— Start —

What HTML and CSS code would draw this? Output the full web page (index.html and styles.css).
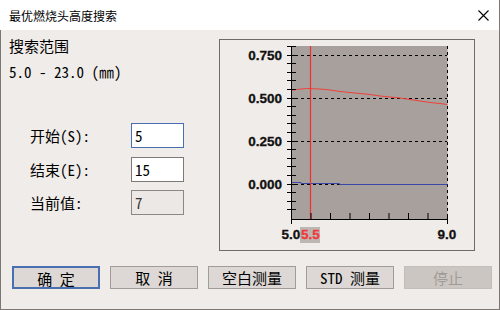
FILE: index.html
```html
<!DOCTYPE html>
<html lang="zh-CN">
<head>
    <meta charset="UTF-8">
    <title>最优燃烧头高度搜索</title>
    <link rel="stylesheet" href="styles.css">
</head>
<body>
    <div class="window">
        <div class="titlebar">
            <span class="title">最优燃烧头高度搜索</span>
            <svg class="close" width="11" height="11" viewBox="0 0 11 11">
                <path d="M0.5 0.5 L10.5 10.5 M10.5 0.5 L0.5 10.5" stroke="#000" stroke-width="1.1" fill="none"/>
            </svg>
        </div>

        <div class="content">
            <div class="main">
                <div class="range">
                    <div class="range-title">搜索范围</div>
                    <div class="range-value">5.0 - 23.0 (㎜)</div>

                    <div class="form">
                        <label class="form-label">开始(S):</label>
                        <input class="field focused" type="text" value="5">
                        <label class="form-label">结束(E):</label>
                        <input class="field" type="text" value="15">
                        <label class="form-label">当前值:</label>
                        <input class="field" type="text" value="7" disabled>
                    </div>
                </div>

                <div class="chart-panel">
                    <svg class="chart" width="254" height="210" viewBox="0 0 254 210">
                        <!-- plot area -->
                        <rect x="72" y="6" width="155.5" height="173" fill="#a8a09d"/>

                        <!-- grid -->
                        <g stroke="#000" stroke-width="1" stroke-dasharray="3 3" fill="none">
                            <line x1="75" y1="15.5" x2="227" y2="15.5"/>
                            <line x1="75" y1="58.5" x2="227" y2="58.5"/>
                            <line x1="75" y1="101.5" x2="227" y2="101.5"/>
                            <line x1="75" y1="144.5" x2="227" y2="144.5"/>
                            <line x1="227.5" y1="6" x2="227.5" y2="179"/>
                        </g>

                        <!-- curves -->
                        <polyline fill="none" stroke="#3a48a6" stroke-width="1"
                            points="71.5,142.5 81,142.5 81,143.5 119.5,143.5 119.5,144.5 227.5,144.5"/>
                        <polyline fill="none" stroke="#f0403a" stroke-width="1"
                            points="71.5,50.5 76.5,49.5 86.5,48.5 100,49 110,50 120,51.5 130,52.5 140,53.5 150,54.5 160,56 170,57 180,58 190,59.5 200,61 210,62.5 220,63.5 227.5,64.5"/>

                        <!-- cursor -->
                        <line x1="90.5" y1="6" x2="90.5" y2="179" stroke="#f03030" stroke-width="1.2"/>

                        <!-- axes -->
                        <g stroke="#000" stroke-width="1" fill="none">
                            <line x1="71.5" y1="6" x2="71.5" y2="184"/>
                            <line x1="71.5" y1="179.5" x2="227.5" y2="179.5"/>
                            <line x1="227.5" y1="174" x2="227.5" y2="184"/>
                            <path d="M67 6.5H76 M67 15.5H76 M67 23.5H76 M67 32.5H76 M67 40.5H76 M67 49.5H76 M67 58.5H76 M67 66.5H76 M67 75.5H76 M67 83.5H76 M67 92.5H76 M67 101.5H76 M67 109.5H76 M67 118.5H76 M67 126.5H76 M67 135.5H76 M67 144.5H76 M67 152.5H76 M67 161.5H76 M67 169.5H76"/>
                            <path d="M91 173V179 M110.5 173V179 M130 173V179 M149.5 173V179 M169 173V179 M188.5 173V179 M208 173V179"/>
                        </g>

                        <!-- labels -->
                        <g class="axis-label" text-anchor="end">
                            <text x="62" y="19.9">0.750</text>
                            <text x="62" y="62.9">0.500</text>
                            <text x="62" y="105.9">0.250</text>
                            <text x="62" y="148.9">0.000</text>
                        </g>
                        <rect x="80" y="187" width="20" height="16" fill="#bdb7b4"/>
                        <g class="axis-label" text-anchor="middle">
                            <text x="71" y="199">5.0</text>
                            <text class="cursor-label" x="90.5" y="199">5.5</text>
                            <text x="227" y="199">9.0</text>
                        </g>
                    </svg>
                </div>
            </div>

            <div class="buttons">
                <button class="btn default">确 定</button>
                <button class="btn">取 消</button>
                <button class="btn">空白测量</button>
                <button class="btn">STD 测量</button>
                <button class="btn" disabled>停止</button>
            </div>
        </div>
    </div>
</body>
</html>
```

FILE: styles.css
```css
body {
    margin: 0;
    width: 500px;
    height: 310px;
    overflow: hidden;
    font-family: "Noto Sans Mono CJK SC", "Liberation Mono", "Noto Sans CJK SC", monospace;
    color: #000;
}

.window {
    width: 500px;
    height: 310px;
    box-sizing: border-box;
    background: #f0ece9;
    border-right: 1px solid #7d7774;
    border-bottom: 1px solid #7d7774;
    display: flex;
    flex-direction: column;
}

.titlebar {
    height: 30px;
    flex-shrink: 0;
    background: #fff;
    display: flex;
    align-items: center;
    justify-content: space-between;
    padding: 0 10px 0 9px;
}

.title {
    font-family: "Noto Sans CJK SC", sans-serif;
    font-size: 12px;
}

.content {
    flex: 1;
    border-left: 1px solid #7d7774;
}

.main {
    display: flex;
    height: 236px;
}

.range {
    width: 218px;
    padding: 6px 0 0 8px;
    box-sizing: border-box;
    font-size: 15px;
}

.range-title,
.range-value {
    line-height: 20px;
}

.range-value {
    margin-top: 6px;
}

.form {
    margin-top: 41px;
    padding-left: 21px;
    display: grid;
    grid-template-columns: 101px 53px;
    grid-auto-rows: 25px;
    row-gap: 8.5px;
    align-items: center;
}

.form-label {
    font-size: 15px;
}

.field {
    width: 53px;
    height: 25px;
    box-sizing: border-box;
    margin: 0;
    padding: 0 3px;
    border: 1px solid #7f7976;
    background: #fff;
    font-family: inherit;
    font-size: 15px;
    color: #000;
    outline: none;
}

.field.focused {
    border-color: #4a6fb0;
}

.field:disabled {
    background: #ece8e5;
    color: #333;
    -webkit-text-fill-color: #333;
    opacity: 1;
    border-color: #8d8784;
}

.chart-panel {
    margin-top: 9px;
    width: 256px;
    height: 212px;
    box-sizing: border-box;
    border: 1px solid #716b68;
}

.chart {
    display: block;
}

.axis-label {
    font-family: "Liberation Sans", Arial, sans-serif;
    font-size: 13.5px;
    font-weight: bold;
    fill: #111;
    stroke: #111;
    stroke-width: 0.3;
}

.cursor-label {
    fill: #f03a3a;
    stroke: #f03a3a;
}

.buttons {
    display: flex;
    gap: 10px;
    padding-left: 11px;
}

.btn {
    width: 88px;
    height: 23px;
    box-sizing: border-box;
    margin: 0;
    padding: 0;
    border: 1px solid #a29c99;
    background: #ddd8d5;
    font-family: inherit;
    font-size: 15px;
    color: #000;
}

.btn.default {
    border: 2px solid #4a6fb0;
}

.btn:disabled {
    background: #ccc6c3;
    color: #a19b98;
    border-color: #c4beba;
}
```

— End —

■ TASK GOAL
Return the whole listing, word for word, and leave out every picture.

■ ANSWER TO THIS PROBLEM
What HTML and CSS code would draw this? Output the full web page (index.html and styles.css).
FILE: index.html
```html
<!DOCTYPE html>
<html lang="zh-CN">
<head>
    <meta charset="UTF-8">
    <title>最优燃烧头高度搜索</title>
    <link rel="stylesheet" href="styles.css">
</head>
<body>
    <div class="window">
        <div class="titlebar">
            <span class="title">最优燃烧头高度搜索</span>
            <svg class="close" width="11" height="11" viewBox="0 0 11 11">
                <path d="M0.5 0.5 L10.5 10.5 M10.5 0.5 L0.5 10.5" stroke="#000" stroke-width="1.1" fill="none"/>
            </svg>
        </div>

        <div class="content">
            <div class="main">
                <div class="range">
                    <div class="range-title">搜索范围</div>
                    <div class="range-value">5.0 - 23.0 (㎜)</div>

                    <div class="form">
                        <label class="form-label">开始(S):</label>
                        <input class="field focused" type="text" value="5">
                        <label class="form-label">结束(E):</label>
                        <input class="field" type="text" value="15">
                        <label class="form-label">当前值:</label>
                        <input class="field" type="text" value="7" disabled>
                    </div>
                </div>

                <div class="chart-panel">
                    <svg class="chart" width="254" height="210" viewBox="0 0 254 210">
                        <!-- plot area -->
                        <rect x="72" y="6" width="155.5" height="173" fill="#a8a09d"/>

                        <!-- grid -->
                        <g stroke="#000" stroke-width="1" stroke-dasharray="3 3" fill="none">
                            <line x1="75" y1="15.5" x2="227" y2="15.5"/>
                            <line x1="75" y1="58.5" x2="227" y2="58.5"/>
                            <line x1="75" y1="101.5" x2="227" y2="101.5"/>
                            <line x1="75" y1="144.5" x2="227" y2="144.5"/>
                            <line x1="227.5" y1="6" x2="227.5" y2="179"/>
                        </g>

                        <!-- curves -->
                        <polyline fill="none" stroke="#3a48a6" stroke-width="1"
                            points="71.5,142.5 81,142.5 81,143.5 119.5,143.5 119.5,144.5 227.5,144.5"/>
                        <polyline fill="none" stroke="#f0403a" stroke-width="1"
                            points="71.5,50.5 76.5,49.5 86.5,48.5 100,49 110,50 120,51.5 130,52.5 140,53.5 150,54.5 160,56 170,57 180,58 190,59.5 200,61 210,62.5 220,63.5 227.5,64.5"/>

                        <!-- cursor -->
                        <line x1="90.5" y1="6" x2="90.5" y2="179" stroke="#f03030" stroke-width="1.2"/>

                        <!-- axes -->
                        <g stroke="#000" stroke-width="1" fill="none">
                            <line x1="71.5" y1="6" x2="71.5" y2="184"/>
                            <line x1="71.5" y1="179.5" x2="227.5" y2="179.5"/>
                            <line x1="227.5" y1="174" x2="227.5" y2="184"/>
                            <path d="M67 6.5H76 M67 15.5H76 M67 23.5H76 M67 32.5H76 M67 40.5H76 M67 49.5H76 M67 58.5H76 M67 66.5H76 M67 75.5H76 M67 83.5H76 M67 92.5H76 M67 101.5H76 M67 109.5H76 M67 118.5H76 M67 126.5H76 M67 135.5H76 M67 144.5H76 M67 152.5H76 M67 161.5H76 M67 169.5H76"/>
                            <path d="M91 173V179 M110.5 173V179 M130 173V179 M149.5 173V179 M169 173V179 M188.5 173V179 M208 173V179"/>
                        </g>

                        <!-- labels -->
                        <g class="axis-label" text-anchor="end">
                            <text x="62" y="19.9">0.750</text>
                            <text x="62" y="62.9">0.500</text>
                            <text x="62" y="105.9">0.250</text>
                            <text x="62" y="148.9">0.000</text>
                        </g>
                        <rect x="80" y="187" width="20" height="16" fill="#bdb7b4"/>
                        <g class="axis-label" text-anchor="middle">
                            <text x="71" y="199">5.0</text>
                            <text class="cursor-label" x="90.5" y="199">5.5</text>
                            <text x="227" y="199">9.0</text>
                        </g>
                    </svg>
                </div>
            </div>

            <div class="buttons">
                <button class="btn default">确 定</button>
                <button class="btn">取 消</button>
                <button class="btn">空白测量</button>
                <button class="btn">STD 测量</button>
                <button class="btn" disabled>停止</button>
            </div>
        </div>
    </div>
</body>
</html>
```

FILE: styles.css
```css
body {
    margin: 0;
    width: 500px;
    height: 310px;
    overflow: hidden;
    font-family: "Noto Sans Mono CJK SC", "Liberation Mono", "Noto Sans CJK SC", monospace;
    color: #000;
}

.window {
    width: 500px;
    height: 310px;
    box-sizing: border-box;
    background: #f0ece9;
    border-right: 1px solid #7d7774;
    border-bottom: 1px solid #7d7774;
    display: flex;
    flex-direction: column;
}

.titlebar {
    height: 30px;
    flex-shrink: 0;
    background: #fff;
    display: flex;
    align-items: center;
    justify-content: space-between;
    padding: 0 10px 0 9px;
}

.title {
    font-family: "Noto Sans CJK SC", sans-serif;
    font-size: 12px;
}

.content {
    flex: 1;
    border-left: 1px solid #7d7774;
}

.main {
    display: flex;
    height: 236px;
}

.range {
    width: 218px;
    padding: 6px 0 0 8px;
    box-sizing: border-box;
    font-size: 15px;
}

.range-title,
.range-value {
    line-height: 20px;
}

.range-value {
    margin-top: 6px;
}

.form {
    margin-top: 41px;
    padding-left: 21px;
    display: grid;
    grid-template-columns: 101px 53px;
    grid-auto-rows: 25px;
    row-gap: 8.5px;
    align-items: center;
}

.form-label {
    font-size: 15px;
}

.field {
    width: 53px;
    height: 25px;
    box-sizing: border-box;
    margin: 0;
    padding: 0 3px;
    border: 1px solid #7f7976;
    background: #fff;
    font-family: inherit;
    font-size: 15px;
    color: #000;
    outline: none;
}

.field.focused {
    border-color: #4a6fb0;
}

.field:disabled {
    background: #ece8e5;
    color: #333;
    -webkit-text-fill-color: #333;
    opacity: 1;
    border-color: #8d8784;
}

.chart-panel {
    margin-top: 9px;
    width: 256px;
    height: 212px;
    box-sizing: border-box;
    border: 1px solid #716b68;
}

.chart {
    display: block;
}

.axis-label {
    font-family: "Liberation Sans", Arial, sans-serif;
    font-size: 13.5px;
    font-weight: bold;
    fill: #111;
    stroke: #111;
    stroke-width: 0.3;
}

.cursor-label {
    fill: #f03a3a;
    stroke: #f03a3a;
}

.buttons {
    display: flex;
    gap: 10px;
    padding-left: 11px;
}

.btn {
    width: 88px;
    height: 23px;
    box-sizing: border-box;
    margin: 0;
    padding: 0;
    border: 1px solid #a29c99;
    background: #ddd8d5;
    font-family: inherit;
    font-size: 15px;
    color: #000;
}

.btn.default {
    border: 2px solid #4a6fb0;
}

.btn:disabled {
    background: #ccc6c3;
    color: #a19b98;
    border-color: #c4beba;
}
```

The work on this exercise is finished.